Part A: (2 points) Given a linear disk address (sector number on disk), propose an appropriate class of algorithms to use for converting this to [cylinder, track in cylinder, sector in track] form on such a disk.
Part B: (2 points) What impact does such a nonlinear data rate have on disk scheduling algorithms?
Part A: (2 points) How can instructional computing be managed on the CAP system? The instructor I and teaching assistant A should have access to all student files, but students should have no access to the instructor's or assistant's files. The instructor and assistant should share access to the gradebook, and the assistant should have no access to the exams the instructor is preparing.
Part B: (2 points) How can user A give user B access to some specific file F on the CAP system, while avoiding giving the rights to F to user C? Assume that A, B and C each have a personal root directory, and that you are free to establish any initial set of subdirectories under A, B and C to allow this controlled transfer of rights.
Part C: (2 points) Suppose user A on the CAP system has given rights to file F to user B. Now, user A wants to make changes to F that should not be seen by B. What should user A do? (Note that the above description of the CAP file system does not provide A with a way to take back a capability that has already been given to another user!)
The UNIX read(p,buf,len) and write(p,buf,len) system services are atomic in their interactions with pipes. For example, once a process begins to read from pipe p, no other process will be able to read from that pipe until len bytes have been transferred to the buffer of the first process. The read() and write() operations return the number of bytes read or written; normally this is equal to len.
The UNIX fork() system call causes the creation of a new child process. running in the same code segment as the caller, with a copy of the caller's data segment (stack and heap) and sharing all open files with the caller. On return from fork, parent and child processes have identical program counters, but the process ID of the child process is returned to the parent while zero is returned to the child.
Part A: (2 points) Consider the following code fragment, where 2 processes are created that communicate through a pipe, where each process can both read and write that pipe. The specification for pipes given above makes it clear that each process can block the other in a few different ways.
pipe(fildes);
if (pid = fork()) { /* parent */
a: ...
} else { /* child */
b: ...
}
Give sequences of instructions for the blocks of code labeled a and b above
that lead to a deadlock.
Part B: (2 points) On a UNIX system where all interprocess communication is through pipes as defined above, is deadlock detection feasible? (Note that such a system may not be useful, but that we are considering the possibility for academic purposes despite this.) You may want to consider the following subproblems: What deadlock model is applicable? What kind of deadlock detection algorithm applies to that model? Is the problem sufficiently well defined and well bounded that deadlock detection is feasible?
Part C: (2 points) Do the definitons of the services given above suggest a natural action to take to resolve any deadlocks detected?
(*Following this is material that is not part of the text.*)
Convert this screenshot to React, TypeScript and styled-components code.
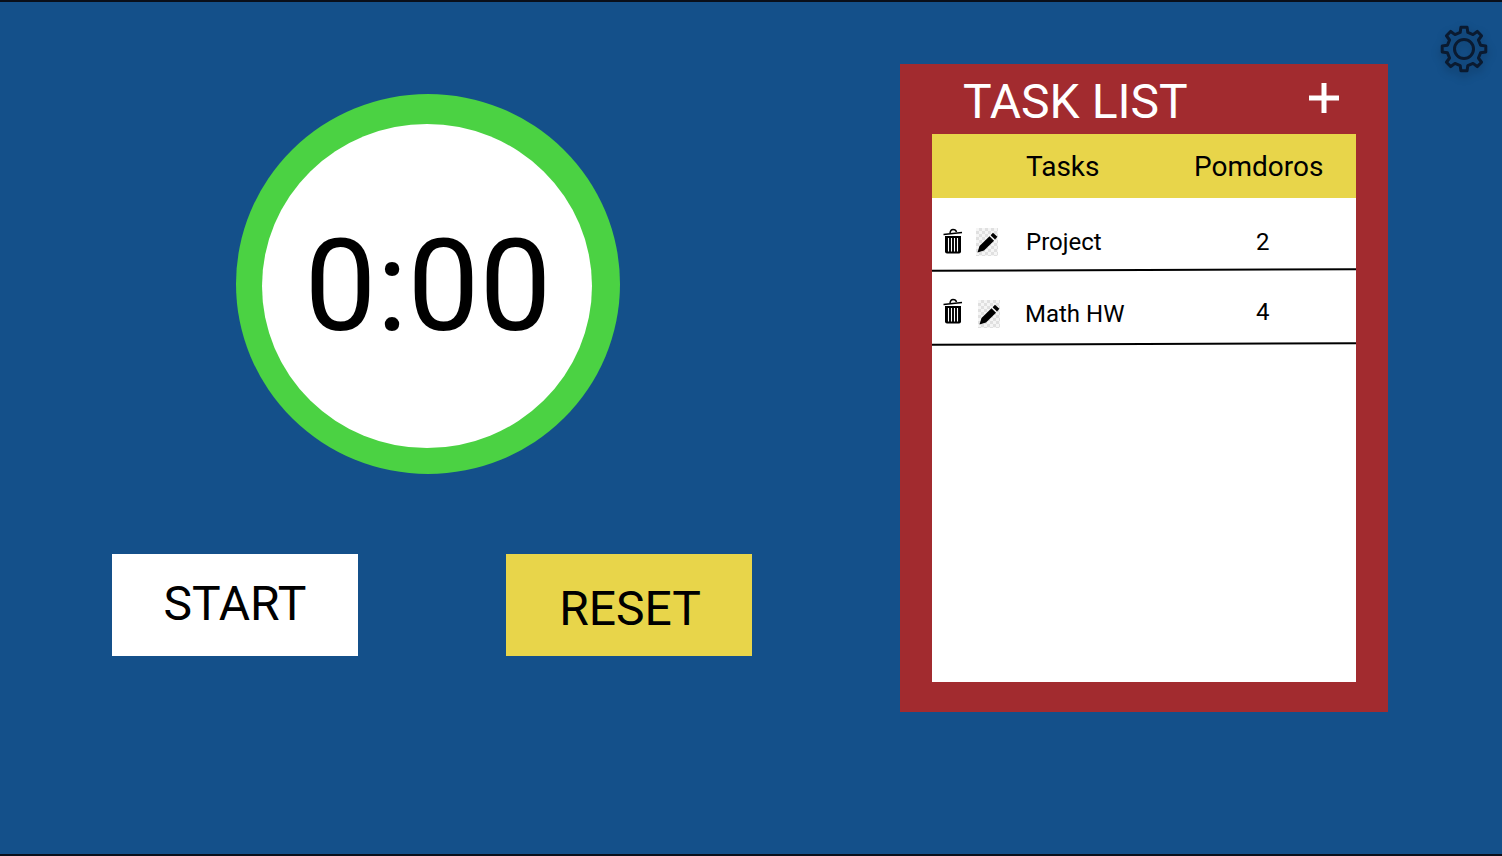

r = alloc(va) causes a page frame to be allocated to the virtual address va in the caller's address space; the return value r is one of no_mem indicating that no page frame was available for allocation, no_need indicating that a page was already allocated for that virtual address, or success indicating that a new page was allocated. In case of success, the newly allocated page will contain unspecified data and will have its access rights set to read_write.
r = set_ar(va,r) sets the access rights of the page at virtual address va to r, which must be one of read_only or read_write. The return value r gives the old rights to the page, or failure if no page frame was currently mapped to that address.
r = dealloc(va) causes the page frame allocated to the virtual address va to be unmapped from the caller's virtual address space and returned to the system. The retun value r will be success if a page frame was allocated to that address, or failure if not.
on_va_fault(proc) causes the caller's procedure proc(va) to be called when the user attempts to address a virtual address that is not currently mapped to a page in the caller's virtual address space. On entry to proc(), va gives the virtual address that was referenced to cause the fault, and proc() is called in such a way that, on return, it will restore the state of the computation to the state prior to the trap and retry the instruction that caused the trap.
Part A: (2 points) Outline the structure of the fault handler proc() that a user could use to provide demand paged virtual memory for part of the address space of a process using a random-access disk file for backing storage.
Part B: (2 points) Discuss the alternative page replacement policies your fault handler could use, with reference to such alternatives as using the mark-sweep algorithm or distinguishing between clean and dirty pages.